Instruction
Transcribe the lines below verbatim, skipping the images.

Source excerpt

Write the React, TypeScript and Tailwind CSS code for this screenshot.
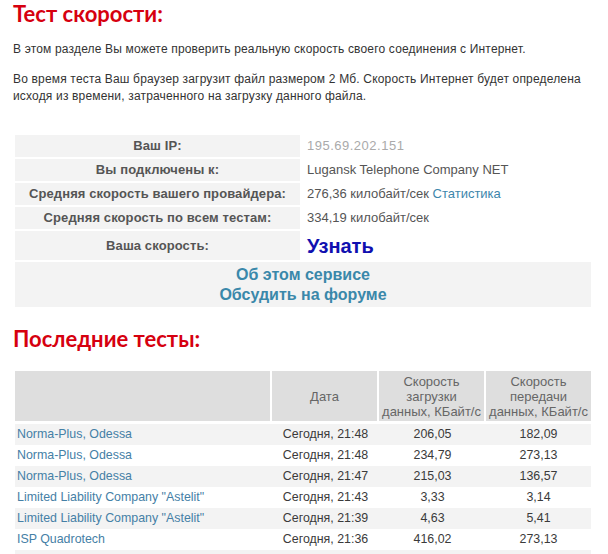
import React from "react";

const rows = [
  ["Norma-Plus, Odessa", "Сегодня, 21:48", "206,05", "182,09"],
  ["Norma-Plus, Odessa", "Сегодня, 21:48", "234,79", "273,13"],
  ["Norma-Plus, Odessa", "Сегодня, 21:47", "215,03", "136,57"],
  ['Limited Liability Company "Astelit"', "Сегодня, 21:43", "3,33", "3,14"],
  ['Limited Liability Company "Astelit"', "Сегодня, 21:39", "4,63", "5,41"],
  ["ISP Quadrotech", "Сегодня, 21:36", "416,02", "273,13"],
  ["", "", "", ""],
];

function Label({ children, tall }: { children: React.ReactNode; tall?: boolean }) {
  return (
    <div
      className={`bg-[#f3f3f3] flex items-center justify-center font-bold text-[13px] tracking-[0.1px] text-[#555] ${
        tall ? "h-[29px]" : "h-[22px]"
      }`}
    >
      {children}
    </div>
  );
}

function Value({ children, tall }: { children: React.ReactNode; tall?: boolean }) {
  return (
    <div className={`flex items-center pl-[5px] text-[13px] text-[#555] ${tall ? "h-[29px]" : "h-[22px]"}`}>
      {children}
    </div>
  );
}

export default function App() {
  return (
    <div className="w-[608px] h-[554px] overflow-hidden bg-white font-['Liberation_Sans',Arial,sans-serif]">
      <h1 className="pl-[13px] pt-[1px] h-[30px] text-[22px] leading-[26px] font-bold text-[#d6000f] font-['Lato',sans-serif]">
        Тест скорости:
      </h1>
      <p className="pl-[13px] mt-[11px] text-[12px] leading-[17px] tracking-[0.17px] text-[#333]">
        В этом разделе Вы можете проверить реальную скорость своего соединения с Интернет.
      </p>
      <p className="pl-[13px] mt-[13px] text-[12px] leading-[17px] tracking-[0.17px] text-[#333]">
        Во время теста Ваш браузер загрузит файл размером 2 Мб. Скорость Интернет будет определена
        <br />
        исходя из времени, затраченного на загрузку данного файла.
      </p>

      <div className="ml-[15px] mt-[30px] w-[576px] grid grid-cols-[285px_289px] gap-[2px]">
        <Label>Ваш IP:</Label>
        <Value>
          <span className="text-[#aaa] tracking-[0.5px]">195.69.202.151</span>
        </Value>
        <Label>Вы подключены к:</Label>
        <Value>Lugansk Telephone Company NET</Value>
        <Label>Средняя скорость вашего провайдера:</Label>
        <Value>
          276,36 килобайт/сек&nbsp;<span className="text-[#3d86ab]">Статистика</span>
        </Value>
        <Label>Средняя скорость по всем тестам:</Label>
        <Value>334,19 килобайт/сек</Value>
        <Label tall>Ваша скорость:</Label>
        <Value tall>
          <span className="text-[20px] font-bold text-[#1010b0] leading-[24px]">Узнать</span>
        </Value>
        <div className="col-span-2 h-[45px] bg-[#f3f3f3] flex flex-col items-center justify-center text-[16px] leading-[20px] font-bold text-[#3a88aa]">
          <span>Об этом сервисе</span>
          <span>Обсудить на форуме</span>
        </div>
      </div>

      <h2 className="pl-[13px] mt-[19px] h-[30px] text-[22px] leading-[26px] font-bold text-[#d6000f] font-['Lato',sans-serif]">
        Последние тесты:
      </h2>

      <div className="ml-[15px] mt-[15px] w-[576px]">
        <div className="grid grid-cols-[255px_105px_105px_105px] gap-[2px] h-[50px] text-[13px] leading-[15px] text-[#666] text-center">
          <div className="bg-[#dedede]"></div>
          <div className="bg-[#dedede] flex items-center justify-center">Дата</div>
          <div className="bg-[#dedede] flex items-center justify-center">
            Скорость
            <br />
            загрузки
            <br />
            данных, КБайт/с
          </div>
          <div className="bg-[#dedede] flex items-center justify-center">
            Скорость
            <br />
            передачи
            <br />
            данных, КБайт/с
          </div>
        </div>
        <div className="mt-[3px]">
          {rows.map((r, i) => (
            <div
              key={i}
              className={`grid grid-cols-[257px_107px_107px_105px] h-[21px] items-center text-[12.4px] text-[#3a3a3a] ${
                i % 2 === 0 ? "bg-[#f3f3f3]" : "bg-white"
              }`}
            >
              <div className="pl-[2px] text-[#4580a6]">{r[0]}</div>
              <div className="text-center">{r[1]}</div>
              <div className="text-center">{r[2]}</div>
              <div className="text-center">{r[3]}</div>
            </div>
          ))}
        </div>
      </div>
    </div>
  );
}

Exercise result
Write the React, TypeScript and Tailwind CSS code for this screenshot.
import React from "react";

const rows = [
  ["Norma-Plus, Odessa", "Сегодня, 21:48", "206,05", "182,09"],
  ["Norma-Plus, Odessa", "Сегодня, 21:48", "234,79", "273,13"],
  ["Norma-Plus, Odessa", "Сегодня, 21:47", "215,03", "136,57"],
  ['Limited Liability Company "Astelit"', "Сегодня, 21:43", "3,33", "3,14"],
  ['Limited Liability Company "Astelit"', "Сегодня, 21:39", "4,63", "5,41"],
  ["ISP Quadrotech", "Сегодня, 21:36", "416,02", "273,13"],
  ["", "", "", ""],
];

function Label({ children, tall }: { children: React.ReactNode; tall?: boolean }) {
  return (
    <div
      className={`bg-[#f3f3f3] flex items-center justify-center font-bold text-[13px] tracking-[0.1px] text-[#555] ${
        tall ? "h-[29px]" : "h-[22px]"
      }`}
    >
      {children}
    </div>
  );
}

function Value({ children, tall }: { children: React.ReactNode; tall?: boolean }) {
  return (
    <div className={`flex items-center pl-[5px] text-[13px] text-[#555] ${tall ? "h-[29px]" : "h-[22px]"}`}>
      {children}
    </div>
  );
}

export default function App() {
  return (
    <div className="w-[608px] h-[554px] overflow-hidden bg-white font-['Liberation_Sans',Arial,sans-serif]">
      <h1 className="pl-[13px] pt-[1px] h-[30px] text-[22px] leading-[26px] font-bold text-[#d6000f] font-['Lato',sans-serif]">
        Тест скорости:
      </h1>
      <p className="pl-[13px] mt-[11px] text-[12px] leading-[17px] tracking-[0.17px] text-[#333]">
        В этом разделе Вы можете проверить реальную скорость своего соединения с Интернет.
      </p>
      <p className="pl-[13px] mt-[13px] text-[12px] leading-[17px] tracking-[0.17px] text-[#333]">
        Во время теста Ваш браузер загрузит файл размером 2 Мб. Скорость Интернет будет определена
        <br />
        исходя из времени, затраченного на загрузку данного файла.
      </p>

      <div className="ml-[15px] mt-[30px] w-[576px] grid grid-cols-[285px_289px] gap-[2px]">
        <Label>Ваш IP:</Label>
        <Value>
          <span className="text-[#aaa] tracking-[0.5px]">195.69.202.151</span>
        </Value>
        <Label>Вы подключены к:</Label>
        <Value>Lugansk Telephone Company NET</Value>
        <Label>Средняя скорость вашего провайдера:</Label>
        <Value>
          276,36 килобайт/сек&nbsp;<span className="text-[#3d86ab]">Статистика</span>
        </Value>
        <Label>Средняя скорость по всем тестам:</Label>
        <Value>334,19 килобайт/сек</Value>
        <Label tall>Ваша скорость:</Label>
        <Value tall>
          <span className="text-[20px] font-bold text-[#1010b0] leading-[24px]">Узнать</span>
        </Value>
        <div className="col-span-2 h-[45px] bg-[#f3f3f3] flex flex-col items-center justify-center text-[16px] leading-[20px] font-bold text-[#3a88aa]">
          <span>Об этом сервисе</span>
          <span>Обсудить на форуме</span>
        </div>
      </div>

      <h2 className="pl-[13px] mt-[19px] h-[30px] text-[22px] leading-[26px] font-bold text-[#d6000f] font-['Lato',sans-serif]">
        Последние тесты:
      </h2>

      <div className="ml-[15px] mt-[15px] w-[576px]">
        <div className="grid grid-cols-[255px_105px_105px_105px] gap-[2px] h-[50px] text-[13px] leading-[15px] text-[#666] text-center">
          <div className="bg-[#dedede]"></div>
          <div className="bg-[#dedede] flex items-center justify-center">Дата</div>
          <div className="bg-[#dedede] flex items-center justify-center">
            Скорость
            <br />
            загрузки
            <br />
            данных, КБайт/с
          </div>
          <div className="bg-[#dedede] flex items-center justify-center">
            Скорость
            <br />
            передачи
            <br />
            данных, КБайт/с
          </div>
        </div>
        <div className="mt-[3px]">
          {rows.map((r, i) => (
            <div
              key={i}
              className={`grid grid-cols-[257px_107px_107px_105px] h-[21px] items-center text-[12.4px] text-[#3a3a3a] ${
                i % 2 === 0 ? "bg-[#f3f3f3]" : "bg-white"
              }`}
            >
              <div className="pl-[2px] text-[#4580a6]">{r[0]}</div>
              <div className="text-center">{r[1]}</div>
              <div className="text-center">{r[2]}</div>
              <div className="text-center">{r[3]}</div>
            </div>
          ))}
        </div>
      </div>
    </div>
  );
}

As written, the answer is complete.